Dossier

Todesangst in Südafrika Martyrium im Erdloch

Die beiden Mädchen in dem zwei mal drei Meter tiefen Erdloch waren völlig verschreckt. Als Polizisten zu ihrer Befreiung anrückten, wagten sich die 14-Jährige und ihre vier Jahre alte Mitgefangene zunächst nicht ans Tageslicht. Nackt, bleich und traumatisiert erklärte die 14-Jährige, ihr Kerkermeister "Colin" sei ein Soldat in geheimer Mission. Er würde sie töten, wenn sie heraus käme. "Dj vu" heißt die nahe gelegene Farm, bei der das Erdloch gefunden wurde -und wie ein schon einmal erlebter Albtraum wirkt die Geschichte, die Südafrikas Öffentlichkeit seit Entdeckung des Erdloch-Martyriums der Kinder in Atem hält. Parallelen zum Fall der jungen Österreicherin Natascha Kampusch drängen sich auf.

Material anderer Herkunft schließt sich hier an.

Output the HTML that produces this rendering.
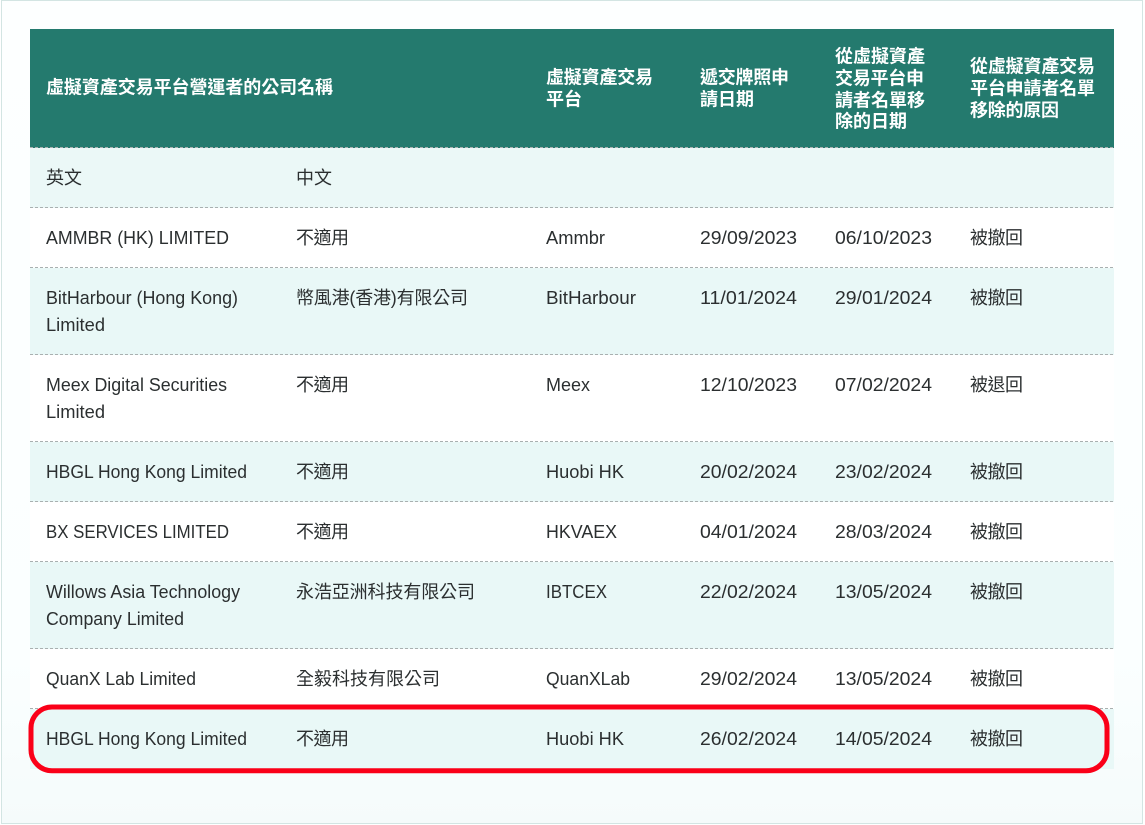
<!DOCTYPE html>
<html lang="zh-Hant"><head><meta charset="utf-8">
<style>
html,body{margin:0;padding:0;width:1145px;height:825px;overflow:hidden;background:#fff}
svg{display:block}
text{font-family:"Liberation Sans","Noto Sans CJK TC",sans-serif;font-size:18px;fill:#2b2f30}
.h{font-weight:700;fill:#fff;font-size:18px}
.c{font-size:18px}
.d{stroke:#a9b0b0;stroke-width:1;stroke-dasharray:3 2;fill:none}
</style></head><body>
<svg width="1145" height="825" viewBox="0 0 1145 825" xmlns="http://www.w3.org/2000/svg">
<defs><linearGradient id="bg" x1="0" y1="0" x2="0" y2="1"><stop offset="0" stop-color="#fdffff"/><stop offset=".8" stop-color="#fbffff"/><stop offset="1" stop-color="#f5fbfb"/></linearGradient></defs>
<rect x="1.5" y=".5" width="1141" height="823" fill="url(#bg)" stroke="#d3e5e3"/>
<rect x="30" y="29" width="1084" height="119" fill="#247a6e"/>
<rect x="30" y="148" width="1084" height="60" fill="#ebf8f7"/>
<rect x="30" y="208" width="1084" height="60" fill="#fff"/>
<rect x="30" y="268" width="1084" height="87" fill="#e9f8f7"/>
<rect x="30" y="355" width="1084" height="87" fill="#fff"/>
<rect x="30" y="442" width="1084" height="60" fill="#e9f8f7"/>
<rect x="30" y="502" width="1084" height="60" fill="#fff"/>
<rect x="30" y="562" width="1084" height="87" fill="#e9f8f7"/>
<rect x="30" y="649" width="1084" height="60" fill="#fff"/>
<rect x="30" y="709" width="1084" height="60" fill="#e9f8f7"/>
<path class="d" d="M30 147.5H1114M30 207.5H1114M30 267.5H1114M30 354.5H1114M30 441.5H1114M30 501.5H1114M30 561.5H1114M30 648.5H1114M30 708.5H1114"/>

<text class="h" x="46" y="93.5" textLength="287">虛擬資產交易平台營運者的公司名稱</text>
<text class="h" x="546" y="83.5" textLength="107">虛擬資產交易</text>
<text class="h" x="546" y="105.5" textLength="36">平台</text>
<text class="h" x="700" y="83.5" textLength="89">遞交牌照申</text>
<text class="h" x="700" y="105.5" textLength="54">請日期</text>
<text class="h" x="835" y="62.5" textLength="90">從虛擬資產</text>
<text class="h" x="835" y="84.5" textLength="89">交易平台申</text>
<text class="h" x="835" y="106.5" textLength="90">請者名單移</text>
<text class="h" x="835" y="127.5" textLength="72">除的日期</text>
<text class="h" x="970" y="72.5" textLength="125">從虛擬資產交易</text>
<text class="h" x="970" y="94.5" textLength="125">平台申請者名單</text>
<text class="h" x="970" y="116.5" textLength="89">移除的原因</text>

<text class="c" x="46" y="184" textLength="36">英文</text>
<text class="c" x="296" y="184" textLength="36">中文</text>

<text x="46" y="244" textLength="183" lengthAdjust="spacingAndGlyphs">AMMBR (HK) LIMITED</text>
<text class="c" x="296" y="244" textLength="53">不適用</text>
<text x="546" y="244" textLength="59" lengthAdjust="spacingAndGlyphs">Ammbr</text>
<text x="700" y="244" textLength="97" lengthAdjust="spacingAndGlyphs">29/09/2023</text>
<text x="835" y="244" textLength="97" lengthAdjust="spacingAndGlyphs">06/10/2023</text>
<text class="c" x="970" y="244" textLength="53">被撤回</text>

<text x="46" y="304" textLength="192" lengthAdjust="spacingAndGlyphs">BitHarbour (Hong Kong)</text>
<text x="46" y="331" textLength="59" lengthAdjust="spacingAndGlyphs">Limited</text>
<text class="c" x="296" y="304" textLength="172">幣風港(香港)有限公司</text>
<text x="546" y="304" textLength="90" lengthAdjust="spacingAndGlyphs">BitHarbour</text>
<text x="700" y="304" textLength="97" lengthAdjust="spacingAndGlyphs">11/01/2024</text>
<text x="835" y="304" textLength="97" lengthAdjust="spacingAndGlyphs">29/01/2024</text>
<text class="c" x="970" y="304" textLength="53">被撤回</text>

<text x="46" y="391" textLength="181" lengthAdjust="spacingAndGlyphs">Meex Digital Securities</text>
<text x="46" y="418" textLength="59" lengthAdjust="spacingAndGlyphs">Limited</text>
<text class="c" x="296" y="391" textLength="53">不適用</text>
<text x="546" y="391" textLength="44" lengthAdjust="spacingAndGlyphs">Meex</text>
<text x="700" y="391" textLength="97" lengthAdjust="spacingAndGlyphs">12/10/2023</text>
<text x="835" y="391" textLength="97" lengthAdjust="spacingAndGlyphs">07/02/2024</text>
<text class="c" x="970" y="391" textLength="53">被退回</text>

<text x="46" y="478" textLength="201" lengthAdjust="spacingAndGlyphs">HBGL Hong Kong Limited</text>
<text class="c" x="296" y="478" textLength="53">不適用</text>
<text x="546" y="478" textLength="78" lengthAdjust="spacingAndGlyphs">Huobi HK</text>
<text x="700" y="478" textLength="97" lengthAdjust="spacingAndGlyphs">20/02/2024</text>
<text x="835" y="478" textLength="97" lengthAdjust="spacingAndGlyphs">23/02/2024</text>
<text class="c" x="970" y="478" textLength="53">被撤回</text>

<text x="46" y="538" textLength="183" lengthAdjust="spacingAndGlyphs">BX SERVICES LIMITED</text>
<text class="c" x="296" y="538" textLength="53">不適用</text>
<text x="546" y="538" textLength="71" lengthAdjust="spacingAndGlyphs">HKVAEX</text>
<text x="700" y="538" textLength="97" lengthAdjust="spacingAndGlyphs">04/01/2024</text>
<text x="835" y="538" textLength="97" lengthAdjust="spacingAndGlyphs">28/03/2024</text>
<text class="c" x="970" y="538" textLength="53">被撤回</text>

<text x="46" y="598" textLength="194" lengthAdjust="spacingAndGlyphs">Willows Asia Technology</text>
<text x="46" y="625" textLength="138" lengthAdjust="spacingAndGlyphs">Company Limited</text>
<text class="c" x="296" y="598" textLength="179">永浩亞洲科技有限公司</text>
<text x="546" y="598" textLength="61" lengthAdjust="spacingAndGlyphs">IBTCEX</text>
<text x="700" y="598" textLength="97" lengthAdjust="spacingAndGlyphs">22/02/2024</text>
<text x="835" y="598" textLength="97" lengthAdjust="spacingAndGlyphs">13/05/2024</text>
<text class="c" x="970" y="598" textLength="53">被撤回</text>

<text x="46" y="685" textLength="150" lengthAdjust="spacingAndGlyphs">QuanX Lab Limited</text>
<text class="c" x="296" y="685" textLength="144">全毅科技有限公司</text>
<text x="546" y="685" textLength="84" lengthAdjust="spacingAndGlyphs">QuanXLab</text>
<text x="700" y="685" textLength="97" lengthAdjust="spacingAndGlyphs">29/02/2024</text>
<text x="835" y="685" textLength="97" lengthAdjust="spacingAndGlyphs">13/05/2024</text>
<text class="c" x="970" y="685" textLength="53">被撤回</text>

<text x="46" y="745" textLength="201" lengthAdjust="spacingAndGlyphs">HBGL Hong Kong Limited</text>
<text class="c" x="296" y="745" textLength="53">不適用</text>
<text x="546" y="745" textLength="78" lengthAdjust="spacingAndGlyphs">Huobi HK</text>
<text x="700" y="745" textLength="97" lengthAdjust="spacingAndGlyphs">26/02/2024</text>
<text x="835" y="745" textLength="97" lengthAdjust="spacingAndGlyphs">14/05/2024</text>
<text class="c" x="970" y="745" textLength="53">被撤回</text>

<rect x="31" y="707" width="1076" height="63.7" rx="21" ry="21" fill="none" stroke="#fa0018" stroke-width="5"/>
</svg>
</body></html>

Während in der nahe gelegenen Tourismus-Hochburg Hermanus Besucher aus aller Welt in den vergangenen 15 Monaten unbeschwert Urlaub machten, wurde im nahe gelegenen Hemel-en-Aarde-Tal (Himmel-und-Erde-Tal) für zwei Mädchen das Leben zur Hölle. Ein aus Polizeihaft geflohener Serien-Triebtäter hielt sie in dem Kerker gefangen, den er in der Nähe eines Flusses ins Erdreich gegraben hatte. Der Eingang neben einem Birnbaum war mit Ästen und Laub verdeckt. Bilder des Erdlochs zeigen eine von Kerzenwachs bedeckte Flasche, ein Windsurf-Segel, das Sickerwasser abhalten sollte, sowie ein Sofa.

Der Entführer, der die 14-Jährige auch sexuell missbraucht haben soll, hatte sie nach Angaben ihrer Mutter nur einmal täglich mit Zuckerwasser und Süßigkeiten ernährt. Waschen durfte sie sich nicht. Nach bisherigen Erkenntnissen wurde das Mädchen Ende 2005 von der Farm seiner Eltern entführt. Obwohl sie mehrfach Helikopter hörte, habe sie sich aus Todesangst nicht aus dem Loch getraut, erklärte die 14-Jährige später ihrer Mutter. "Sie sprach so leise, dass ich mein Ohr an ihren Mund halten musste, um sie zu verstehen. Wahrscheinlich hat er sie instruiert, so zu sprechen", berichtete die Mutter Journalisten.

Unklar blieb, wie lange die Vierjährige in dem Loch ausharren musste, die die 14-Jährige als "Mama" anspricht. Der festgenommene 31-Jährige hatte zunächst behauptet, Vater des kleinen Mädchens zu sein. Sozialarbeiter haben die unzertrennlich gewordenen Kinder erst einmal gemeinsam untergebracht. Nach Informationen der Zeitung "The Star" war unklar, ob sie wegen einer möglichen Aids-Infektion nun auch antiretrovirale Medikamente erhalten müssen.

Der 31-Jährige hatte nach seiner Flucht aus einer Polizeizelle vor drei Jahren ein Nomadenleben in Bergverstecken geführt und durch Einbrüche und Überfälle überlebt. Er wurde wegen 21 Straftaten -darunter Raub, Vergewaltungung und Einbruch -gesucht. Als er bei Bekannten einbrach, endete seine Flucht. Sie machten ihn betrunken und schläfrig und riefen die Polizei. Beim Verhör gestand er dann die Entführung. Die Eltern der 14-Jährigen erfuhren durch die Abend-Nachrichten von der Entdeckung ihrer Tochter. "Wir konnte es einfach nicht glauben, wir haben geweint vor Freude", sagte ihr Stiefvater.